(in The Expository Times journal, 2006, Vol. 117, No. 7, Pp. 277-281)
Peter Neilson is an elder of the Fresh Expressions movement in the Church of Scotland. This is an interesting little article obviously motivated to equip Christians for ministry in and beyond the Church. He explores the question of why “many people find Christendom patterns of spirituality no longer sustain them” from developmental, historical, cultural and pastoral-missional perspectives.

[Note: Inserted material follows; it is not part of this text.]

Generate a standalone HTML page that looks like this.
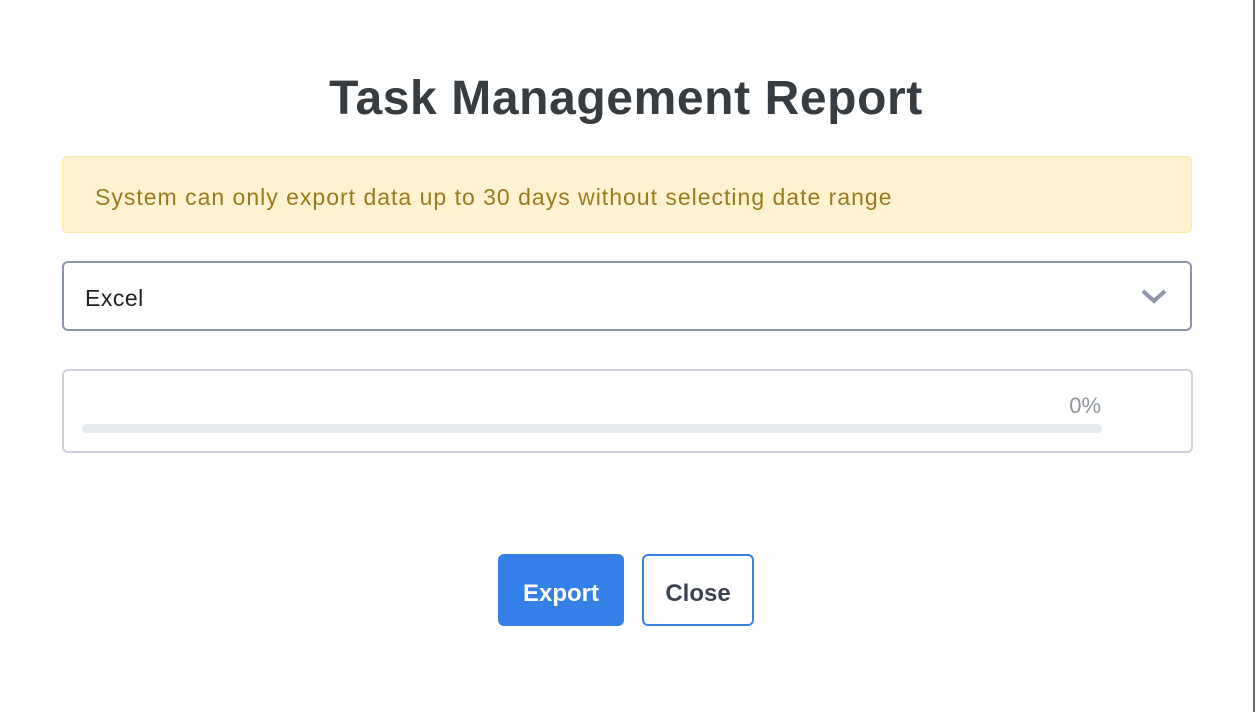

For me, development ‘stages of faith’ don’t really hold enough explanatory power to account for such a widespread shift in spirituality, no matter how good your process model is. (Neilson draws on John Drane, Hagberg & Guelich and David Lyall.) However, it is helpful to realise that historical and cultural shifts do draw people into a ‘critical’ and ‘postcritical’ or ‘integrative’ stage of faith development more quickly than they might otherwise have arrived. Neilson sums this up when he says, “the concern to be engaged with the outer landscape of the culture affects the inner landscape of our spirituality.” So, “ministers engaging with the missionary challenges of our culture speak of the experience of an inner deconstruction in order to be reassembled for the task in hand.” Absolutely!
Neilson references Alan Roxburgh’s models of leadership in a period of liminality, Paul Heelas and Linda Woodhead’s model of subjective meaning systems and the biblical testimony of homesickness from Jeremiah 29, as resources for this kind of ministry and mission. However, it’s the reference to Henri Nouwen that most resonated with me:
“the Christian leader must be able to be an interpreter of the inner landscape and be the ‘first to enter the promised but dangerous land, the first to tell those who are afraid what he [sic] has seen, heard and touched’. People seek wisdom not information.”